The Incom T-65 X-Wing is the lead starfighter in the Rebel Alliance fleet, appearing in all three films of the original trilogy. A successor model, the T-70, served the same role for the New Republic and Resistance in the sequel trilogy. The prequels, theatrically released between the two trilogies but takes place prior to both, did not feature the X-Wing line though the ARC-170 was the Republic Navy’s choice of all-around fighter before its template was used by Incom to develop the X-Wing. As such, the X-Wing’s silhouette is one of the most recognisable vehicles both in-universe and in real life.

Wallace’s car is based on the Rebels’ T-65, sporting red stripes along the sides to reflect Red Squadron, the unit that Luke served in at the Battle of Yavin in the first Star Wars film released in 1977. The lower front quarter panel features the S-foil wings that can open and close for combat, creating the X shape that is synonymous with the X-Wing. The dual 4L4 fusial thrust engines at the rear can give off the impression of tail lights, which are not used in stock cars, for those unfamiliar to the sport.

An astromech droid, particularly an R2 unit designed after R2-D2, appears on the roof next to the number.

The Star Wars logo is prominently featured on the hood and rear alongside Columbia. Ironically, an actual military contractor Leidos is also a sponsor on the #23.

Unfortunately for fans, Lionel Racing stated after the reveal that they currently have yet to receive approval to make licenced diecasts. 23XI Racing president Steve Lauletta in turn criticised Lionel’s minimum order quantity policy for impeding the process; 1:64 diecasts require 2,500 pre-orders while 1:24 must have 500 to guarantee production.

“We are all working on it but as you can imagine a lot of different brands involved but all fans should know we are trying and doing our best to deliver this program to the fullest,” wrote Lauletta.

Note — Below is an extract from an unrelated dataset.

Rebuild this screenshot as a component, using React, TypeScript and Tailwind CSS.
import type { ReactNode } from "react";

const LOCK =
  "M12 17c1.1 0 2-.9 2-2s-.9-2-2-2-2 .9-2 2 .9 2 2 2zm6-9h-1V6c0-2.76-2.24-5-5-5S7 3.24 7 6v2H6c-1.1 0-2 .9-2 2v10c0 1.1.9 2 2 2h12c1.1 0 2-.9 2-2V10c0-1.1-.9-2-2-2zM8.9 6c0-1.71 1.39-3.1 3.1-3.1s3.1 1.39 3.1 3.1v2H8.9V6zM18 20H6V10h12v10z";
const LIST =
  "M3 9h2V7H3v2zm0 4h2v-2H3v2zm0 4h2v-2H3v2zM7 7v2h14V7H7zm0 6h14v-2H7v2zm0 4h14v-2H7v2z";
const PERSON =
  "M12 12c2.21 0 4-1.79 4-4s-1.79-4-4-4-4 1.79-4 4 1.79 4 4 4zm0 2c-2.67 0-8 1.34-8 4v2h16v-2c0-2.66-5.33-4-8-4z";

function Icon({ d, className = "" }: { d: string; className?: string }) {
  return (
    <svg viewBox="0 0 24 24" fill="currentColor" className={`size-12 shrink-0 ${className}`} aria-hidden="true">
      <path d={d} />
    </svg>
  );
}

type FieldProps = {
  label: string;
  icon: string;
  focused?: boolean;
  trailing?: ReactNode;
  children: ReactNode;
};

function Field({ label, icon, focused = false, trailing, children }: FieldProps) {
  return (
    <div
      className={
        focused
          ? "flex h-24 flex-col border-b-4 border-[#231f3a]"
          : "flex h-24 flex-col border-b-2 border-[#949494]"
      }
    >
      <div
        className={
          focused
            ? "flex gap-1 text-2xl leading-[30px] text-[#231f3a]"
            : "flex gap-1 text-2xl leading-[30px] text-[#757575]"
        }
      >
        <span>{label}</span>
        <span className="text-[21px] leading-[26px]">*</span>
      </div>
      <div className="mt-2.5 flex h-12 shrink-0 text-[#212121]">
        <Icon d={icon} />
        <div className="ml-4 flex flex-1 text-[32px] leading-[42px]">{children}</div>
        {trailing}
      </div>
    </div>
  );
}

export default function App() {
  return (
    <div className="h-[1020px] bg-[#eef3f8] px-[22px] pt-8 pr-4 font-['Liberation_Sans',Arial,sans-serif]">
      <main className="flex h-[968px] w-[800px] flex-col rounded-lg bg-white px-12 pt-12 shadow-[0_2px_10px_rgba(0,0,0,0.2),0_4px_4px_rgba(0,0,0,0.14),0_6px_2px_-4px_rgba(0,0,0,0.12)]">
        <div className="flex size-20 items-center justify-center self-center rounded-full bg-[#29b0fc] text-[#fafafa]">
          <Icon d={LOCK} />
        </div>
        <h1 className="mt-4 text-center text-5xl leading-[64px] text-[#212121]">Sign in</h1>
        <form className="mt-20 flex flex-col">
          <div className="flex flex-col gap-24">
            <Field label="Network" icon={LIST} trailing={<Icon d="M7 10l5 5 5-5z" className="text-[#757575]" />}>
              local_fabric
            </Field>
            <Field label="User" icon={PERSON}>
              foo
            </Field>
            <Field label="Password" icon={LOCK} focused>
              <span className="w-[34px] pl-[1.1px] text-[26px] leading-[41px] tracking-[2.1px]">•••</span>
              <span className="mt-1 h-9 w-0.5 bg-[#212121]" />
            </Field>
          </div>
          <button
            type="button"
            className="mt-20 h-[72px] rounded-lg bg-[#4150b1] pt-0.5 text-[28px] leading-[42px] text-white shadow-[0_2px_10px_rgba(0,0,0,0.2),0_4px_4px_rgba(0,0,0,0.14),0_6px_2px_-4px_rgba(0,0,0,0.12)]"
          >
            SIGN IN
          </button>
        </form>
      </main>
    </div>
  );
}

Star Wars liveries first appeared in NASCAR during the prequel trilogy’s run in the early 2000s. Jeff Gordon‘s #24 promoted the release of Episode I: The Phantom Menace in the 1999 Xfinity Series race at Charlotte. Three years later, John Andretti did the same for Episode II: Attack of the Clones three years later at the Coca-Cola 600 as his #43 Cup machine was split in half, with one side represented by light with Obi-Wan Kenobi and Anakin Skywalker while the other was dark with bounty hunters Jango Fett and Zam Wesell.

The third and final film of the series, Revenge of the Sith, prompted an explosion in promotional schemes in 2005. At Phoenix, M&M’s provided themed cars for Robert Yates Racing‘s Elliott Sadler and Dale Jarrett: Jarrett’s #88 promoted milk chocolate M&M’s for the “light side of the Force” while Sadler’s #38 was the candy’s dark chocolate variant to symbolise the dark side. Gordon won at Talladega later that year in a Pepsi car with Yoda on the hood, while his Hendrick Motorsports team-mate Kyle Busch did the opposite two weeks later with Darth Vader at Richmond. Formula One team Red Bull Racing also had an SW-branded car for that year’s Monaco Grand Prix.

Although Star Wars‘ new owner Disney has arranged one-off sponsorships with other properties like Cars (coincidentally, Wallace voiced a character in the third film and had an Xfinity car plugging it), the sequel trilogy did not have any promotional schemes. The last SW-related livery came at the 2015 Xfinity season finale at Homestead when Erik Jones‘ #20 featured the Star Wars: Battlefront game in conjunction with GameStop. Since then, any on-track crossover between the two realms has been confined to drivers like Brennan Poole and Matt Mills wearing special helmets; Mills, who went by the nickname “Red Five” (Luke’s callsign in Red Squadron) when he raced the #5 Xfinity car, has also used an R2-D2 theme on his dummy roof camera and a pit sign that blends elements of the Rebel Alliance’s starbird symbol. Blaney is a longtime fan of the series and has a Darth Vader tattoo on his right leg.

“This is bittersweet,” Mills quipped on social media about Wallace’s sponsorship.

Columbia’s newest Star Wars collection will launch on 1 December. The apparel company has frequently joined forces with the franchise to produce limited-edition parkas, typically inspired by an ongoing show or a throwback to the original films. Judging by Wallace’s car and Columbia’s marketing, the 2023 series appears to be based on the Battle of Yavin.

Wallace is currently tenth in points.